## START SUPPLIED MATERIAL

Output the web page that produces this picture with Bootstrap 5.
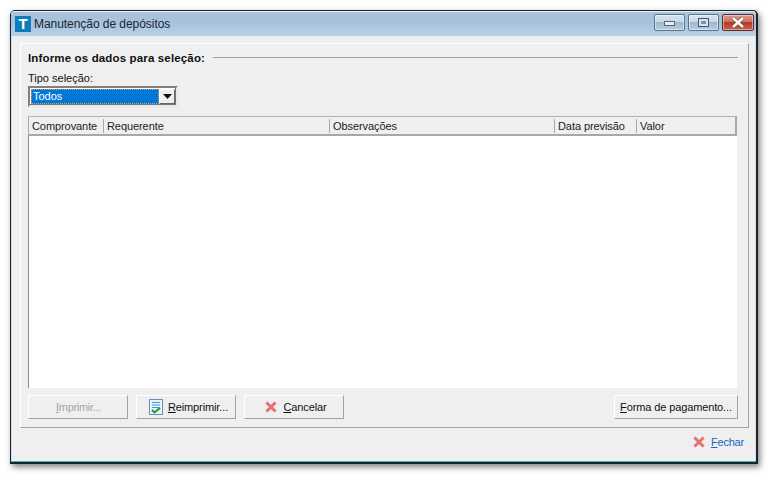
<!DOCTYPE html>
<html lang="pt">
<head>
<meta charset="utf-8">
<title>Manutenção de depósitos</title>
<link href="https://cdn.jsdelivr.net/npm/bootstrap@5.3.0/dist/css/bootstrap.min.css" rel="stylesheet">
<style>
html,body{height:100%;background:#fff;overflow:hidden}
body{font-family:"Liberation Sans",Arial,sans-serif;font-size:11px;line-height:14px;color:#111;padding:10px 14px 13px 10px}
.win{width:748px;height:454px;border:1px solid #1c2226;border-right-width:2px;border-bottom-width:2px;border-radius:5px 5px 0 0;box-shadow:2px 3px 6px rgba(0,0,0,.5);background:#cfe0ee;padding:0 1px 1px 1px;position:relative}
.win::after{content:"";position:absolute;left:0;right:0;bottom:0;height:1px;background:#2fb9d3}
.ttl{height:25px;background:linear-gradient(#a9c4dc,#a5c1db 40%,#b9d1e6);margin:0 -1px;padding:4px 0 0 4px;border-radius:4px 4px 0 0;border-top:1px solid #e6f0f8;gap:3px}
.tlogo{width:16px;height:16px;background:#0d7cb8;color:#fff;font-weight:700;font-size:15px;line-height:16px;text-align:center;flex:none}
.ttxt{font-size:12px;line-height:16px;color:#1b2630;letter-spacing:-.05px}
.wb{height:17px;width:31px;border:1px solid #5f7286;border-radius:2px;background:linear-gradient(#d9e5f0,#c6d8e8 45%,#9db9d2 50%,#b6cde0);box-shadow:inset 0 0 0 1px rgba(255,255,255,.45);display:flex;align-items:center;justify-content:center}
.wbx{width:32px;background:linear-gradient(#dc9a8c,#cf6f5e 45%,#b23a26 50%,#c9604d);border-color:#5a2a28}
.wbs{margin:-2px 2px 0 0;gap:3px}
.cli{height:426px;background:#efefef;padding:7px 6px 0 8px}
.grp{height:385px;border:1px solid;border-color:#fff #a0a0a0 #a0a0a0 #fff;padding:7px 10px 0 7px}
.gh{font-weight:700;font-size:11.5px;white-space:nowrap;height:14px;letter-spacing:.15px}
.gh::after{content:"";flex:1;height:1px;background:#a0a0a0;margin-left:8px}
.lbl{margin-top:6px;height:14px}
.cmb{width:150px;height:21px;margin-top:1px;border:2px solid #808080;border-right-color:#e8e8e8;border-bottom-color:#e8e8e8;box-shadow:inset -1px -1px 0 #777;background:#fff;padding:1px}
.cval{flex:1;background:#0078d7;color:#fff;border:1px dotted #e0a050;padding-left:1px;line-height:13px;height:15px}
.carr{width:16px;height:15px;background:#efefef;border:1px solid;border-color:#fff #666 #666 #fff;display:flex;align-items:center;justify-content:center}
.grid{width:709px;height:272px;margin-top:9px;background:#fff;border-left:1px solid #8a8a8a}
.ghd{height:20px;background:#efefef;border-top:1px solid #b4b4b4;border-bottom:2px solid #a8a8a8;border-right:2px solid #a8a8a8;margin-left:-1px;border-left:1px solid #a8a8a8;letter-spacing:-.08px}
.hc{padding:0 0 0 3px;border-right:1px solid #a8a8a8;height:14px;margin-top:2px;line-height:14px;white-space:nowrap;color:#222}
.btnrow{margin-top:7px}
.wbtn{height:24px;width:100px;background:#efefef;border:1px solid;border-color:#fff #a0a0a0 #a0a0a0 #fff;border-radius:0;padding:0;font-size:11px;line-height:14px;color:#111;display:flex;align-items:center;justify-content:center;gap:5px;letter-spacing:-.12px}
.wbtn:disabled{color:#a6a6a6;opacity:1;letter-spacing:-.3px;padding-left:1px}
.wbx2{gap:6px;padding-left:4px}
.wbr{padding-left:5px}
.wlong{width:124px}
.ftr{height:28px;padding:0 5px 0 0;gap:6px}
.lnk{color:#1564c0;text-decoration:none;letter-spacing:-.2px}
u{text-underline-offset:1px}
</style>
</head>
<body>
<div class="win d-flex flex-column">
  <div class="ttl d-flex align-items-start">
    <div class="tlogo">T</div>
    <div class="ttxt flex-grow-1 ms-0">Manutenção de depósitos</div>
    <div class="d-flex wbs">
      <div class="wb"><svg width="11" height="6"><rect x=".5" y="1.5" width="10" height="4" fill="#e8eef4" stroke="#55677a"/></svg></div>
      <div class="wb"><svg width="11" height="9"><rect x=".5" y=".5" width="10" height="8" fill="#d8e2ec" stroke="#465868"/><rect x="3" y="3" width="5" height="3" fill="#7e94aa"/></svg></div>
      <div class="wb wbx"><svg width="14" height="11" viewBox="0 0 14 11"><path d="M2 1l10 9M12 1L2 10" fill="none" stroke="#4b3a38" stroke-width="3.6"/><path d="M2 1l10 9M12 1L2 10" fill="none" stroke="#fff" stroke-width="2.6"/></svg></div>
    </div>
  </div>
  <div class="cli">
    <div class="grp">
      <div class="gh d-flex align-items-center">Informe os dados para seleção:</div>
      <div class="lbl">Tipo seleção:</div>
      <div class="cmb d-flex">
        <div class="cval">Todos</div>
        <div class="carr"><svg width="9" height="5"><path d="M0 0h9L4.5 5z" fill="#111"/></svg></div>
      </div>
      <div class="grid">
        <div class="ghd d-flex">
          <div class="hc" style="width:75px">Comprovante</div>
          <div class="hc" style="width:226px">Requerente</div>
          <div class="hc" style="width:225px">Observações</div>
          <div class="hc" style="width:82px">Data previsão</div>
          <div class="hc border-0">Valor</div>
        </div>
      </div>
      <div class="btnrow d-flex gap-2">
        <button class="wbtn" disabled><span><u>I</u>mprimir...</span></button>
        <button class="wbtn wbr">
          <svg width="14" height="16" viewBox="0 0 14 16"><rect x=".5" y=".5" width="13" height="15" fill="#eaf3fb" stroke="#6a8fc0"/><path d="M3 3.5h8M3 6h8M3 8.500h8" stroke="#3f9be0"/><path d="M3 11l2.500 2.500L11 9" fill="none" stroke="#1f9a2a" stroke-width="2"/></svg>
          <span><u>R</u>eimprimir...</span></button>
        <button class="wbtn wbx2">
          <svg width="12" height="12" viewBox="0 0 12 12"><path d="M2.500 2.500l7 7M9.500 2.500l-7 7" stroke="#e87070" stroke-width="3" stroke-linecap="square"/></svg>
          <span><u>C</u>ancelar</span></button>
        <button class="wbtn wlong ms-auto"><span><u>F</u>orma de pagamento...</span></button>
      </div>
    </div>
    <div class="ftr d-flex justify-content-end align-items-center">
      <svg width="12" height="12" viewBox="0 0 12 12"><path d="M2.500 2.500l7 7M9.500 2.500l-7 7" stroke="#e87070" stroke-width="3" stroke-linecap="square"/></svg>
      <a class="lnk" href="#"><u>F</u>echar</a>
    </div>
  </div>
</div>
</body>
</html>
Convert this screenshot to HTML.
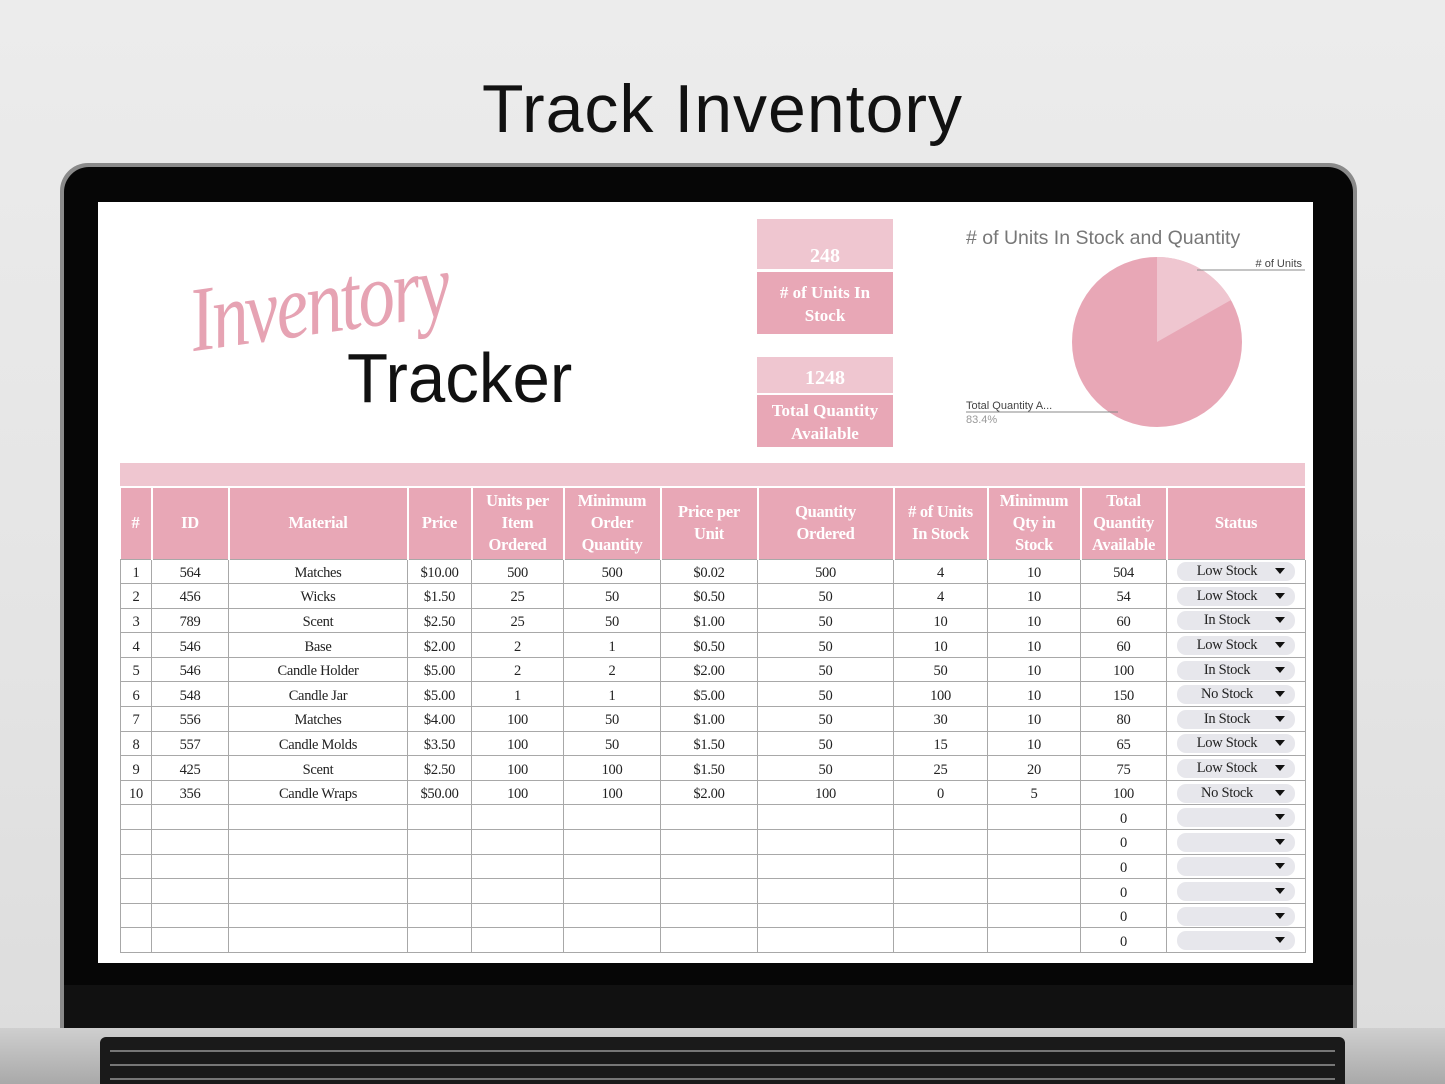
<!DOCTYPE html>
<html><head><meta charset="utf-8"><style>
*{margin:0;padding:0;box-sizing:border-box}
body{width:1445px;height:1084px;overflow:hidden;position:relative;background:linear-gradient(180deg,#ececec 0%,#e4e4e4 60%,#dcdcdc 100%);font-family:"Liberation Serif",serif}
.title{position:absolute;left:0;width:1445px;top:70px;text-align:center;font-family:"Liberation Sans",sans-serif;font-size:68px;color:#111;letter-spacing:1px}
.lid{position:absolute;left:60px;top:163px;width:1297px;height:880px;background:#8a8a8a;border-radius:28px 28px 0 0}
.bezel{position:absolute;left:64px;top:167px;width:1289px;height:860px;background:#060606;border-radius:25px 25px 0 0}
.chin{position:absolute;left:64px;top:985px;width:1289px;height:45px;background:#111}
.deck{position:absolute;left:0;top:1028px;width:1445px;height:56px;background:linear-gradient(180deg,#cfcfcf,#a9a9a9)}
.kb{position:absolute;left:100px;top:1037px;width:1245px;height:47px;background:#1a1a1a;border-radius:6px 6px 0 0}
.krow{position:absolute;left:110px;height:2px;background:#777;width:1225px}
.screen{position:absolute;left:98px;top:202px;width:1215px;height:761px;background:#fff}
.script{position:absolute;left:182px;top:268px;font-family:"Liberation Serif",serif;font-style:italic;font-size:92px;color:#e6a3b3;transform:rotate(-8deg) scaleX(0.8);transform-origin:left top;letter-spacing:-3px}
.tracker{position:absolute;left:347px;top:338px;font-family:"Liberation Sans",sans-serif;font-size:70px;color:#111;transform:scaleX(0.96);transform-origin:left top}
.card{position:absolute;left:757px;width:136px;color:#fff;font-weight:bold;text-align:center;font-size:17px;line-height:23px}
.tbl{position:absolute;left:120px;top:488px;border-collapse:collapse;table-layout:fixed}
.tbl td,.tbl th{border:1px solid #a8a8a8;text-align:center;font-size:14.5px;color:#222;padding:0;white-space:nowrap;overflow:hidden}
.tbl th{background:#e8a7b6;color:#fff;font-size:16.5px;line-height:22px;height:71px;border-color:#fff;border-width:0 2px 0 0;white-space:normal;padding:0 6px;letter-spacing:-0.3px}
.tbl td{height:24.6px;line-height:20px;padding-top:3px;letter-spacing:-0.3px}
.st{display:block;margin:-2px 10px 0;height:19px;line-height:19px;background:#e7e7ec;border-radius:9px;position:relative;font-size:14.5px;padding-right:18px}
.st:after{content:"";position:absolute;right:10px;top:6px;border-left:5px solid transparent;border-right:5px solid transparent;border-top:6px solid #111}
</style></head><body>
<div class="title">Track Inventory</div>
<div class="lid"></div><div class="bezel"></div><div class="chin"></div>
<div class="deck"></div><div class="kb"></div>
<div class="krow" style="top:1050px"></div><div class="krow" style="top:1064px"></div><div class="krow" style="top:1078px"></div>
<div class="screen"></div>
<div class="script">Inventory</div>
<div class="tracker">Tracker</div>
<div class="card" style="top:219px;height:50px;background:#efc6d0;font-size:20px;line-height:26px;padding-top:24px">248</div>
<div class="card" style="top:272px;height:62px;background:#e8a7b6;padding-top:9px"># of Units In<br>Stock</div>
<div class="card" style="top:357px;height:36px;background:#efc6d0;font-size:20px;line-height:26px;padding-top:8px">1248</div>
<div class="card" style="top:395px;height:52px;background:#e8a7b6;padding-top:4px">Total Quantity<br>Available</div>
<div style="position:absolute;left:966px;top:227px;font-family:'Liberation Sans',sans-serif;font-size:19.5px;color:#777">
# of Units In Stock and Quantity</div>
<svg style="position:absolute;left:950px;top:240px" width="360" height="200">
<circle cx="207" cy="102" r="85" fill="#e8a7b6"/>
<path d="M207 102 L207 17 A85 85 0 0 1 281 60 Z" fill="#efc6d0"/>
<line x1="247" y1="30" x2="355" y2="30" stroke="#888" stroke-width="1"/>
<line x1="16" y1="172" x2="168" y2="172" stroke="#888" stroke-width="1"/>
<text x="352" y="27" text-anchor="end" font-family="Liberation Sans" font-size="11" fill="#444"># of Units</text>
<text x="16" y="169" font-family="Liberation Sans" font-size="11" fill="#444">Total Quantity A...</text>
<text x="16" y="183" font-family="Liberation Sans" font-size="11" fill="#999">83.4%</text>
</svg>
<div style="position:absolute;left:120px;top:463px;width:1185px;height:23px;background:#efc6d0"></div>
<table class="tbl">
<colgroup><col style="width:31px"><col style="width:77px"><col style="width:179px"><col style="width:64px"><col style="width:92px"><col style="width:97px"><col style="width:97px"><col style="width:136px"><col style="width:94px"><col style="width:93px"><col style="width:86px"><col style="width:139px"></colgroup>
<tr><th>#</th><th>ID</th><th>Material</th><th>Price</th><th>Units per Item Ordered</th><th>Minimum Order Quantity</th><th>Price per Unit</th><th style="padding:0 30px">Quantity Ordered</th><th># of Units In Stock</th><th>Minimum Qty in Stock</th><th>Total Quantity Available</th><th>Status</th></tr>
<tr><td>1</td><td>564</td><td>Matches</td><td>$10.00</td><td>500</td><td>500</td><td>$0.02</td><td>500</td><td>4</td><td>10</td><td>504</td><td><span class="st">Low Stock</span></td></tr>
<tr><td>2</td><td>456</td><td>Wicks</td><td>$1.50</td><td>25</td><td>50</td><td>$0.50</td><td>50</td><td>4</td><td>10</td><td>54</td><td><span class="st">Low Stock</span></td></tr>
<tr><td>3</td><td>789</td><td>Scent</td><td>$2.50</td><td>25</td><td>50</td><td>$1.00</td><td>50</td><td>10</td><td>10</td><td>60</td><td><span class="st">In Stock</span></td></tr>
<tr><td>4</td><td>546</td><td>Base</td><td>$2.00</td><td>2</td><td>1</td><td>$0.50</td><td>50</td><td>10</td><td>10</td><td>60</td><td><span class="st">Low Stock</span></td></tr>
<tr><td>5</td><td>546</td><td>Candle Holder</td><td>$5.00</td><td>2</td><td>2</td><td>$2.00</td><td>50</td><td>50</td><td>10</td><td>100</td><td><span class="st">In Stock</span></td></tr>
<tr><td>6</td><td>548</td><td>Candle Jar</td><td>$5.00</td><td>1</td><td>1</td><td>$5.00</td><td>50</td><td>100</td><td>10</td><td>150</td><td><span class="st">No Stock</span></td></tr>
<tr><td>7</td><td>556</td><td>Matches</td><td>$4.00</td><td>100</td><td>50</td><td>$1.00</td><td>50</td><td>30</td><td>10</td><td>80</td><td><span class="st">In Stock</span></td></tr>
<tr><td>8</td><td>557</td><td>Candle Molds</td><td>$3.50</td><td>100</td><td>50</td><td>$1.50</td><td>50</td><td>15</td><td>10</td><td>65</td><td><span class="st">Low Stock</span></td></tr>
<tr><td>9</td><td>425</td><td>Scent</td><td>$2.50</td><td>100</td><td>100</td><td>$1.50</td><td>50</td><td>25</td><td>20</td><td>75</td><td><span class="st">Low Stock</span></td></tr>
<tr><td>10</td><td>356</td><td>Candle Wraps</td><td>$50.00</td><td>100</td><td>100</td><td>$2.00</td><td>100</td><td>0</td><td>5</td><td>100</td><td><span class="st">No Stock</span></td></tr>
<tr><td></td><td></td><td></td><td></td><td></td><td></td><td></td><td></td><td></td><td></td><td>0</td><td><span class="st"></span></td></tr>
<tr><td></td><td></td><td></td><td></td><td></td><td></td><td></td><td></td><td></td><td></td><td>0</td><td><span class="st"></span></td></tr>
<tr><td></td><td></td><td></td><td></td><td></td><td></td><td></td><td></td><td></td><td></td><td>0</td><td><span class="st"></span></td></tr>
<tr><td></td><td></td><td></td><td></td><td></td><td></td><td></td><td></td><td></td><td></td><td>0</td><td><span class="st"></span></td></tr>
<tr><td></td><td></td><td></td><td></td><td></td><td></td><td></td><td></td><td></td><td></td><td>0</td><td><span class="st"></span></td></tr>
<tr><td></td><td></td><td></td><td></td><td></td><td></td><td></td><td></td><td></td><td></td><td>0</td><td><span class="st"></span></td></tr>
</table>
</body></html>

## END SUPPLIED MATERIAL

### BRIEF:
Say how many lines contain "this", and give nothing but that number.

### THE ANSWER:
2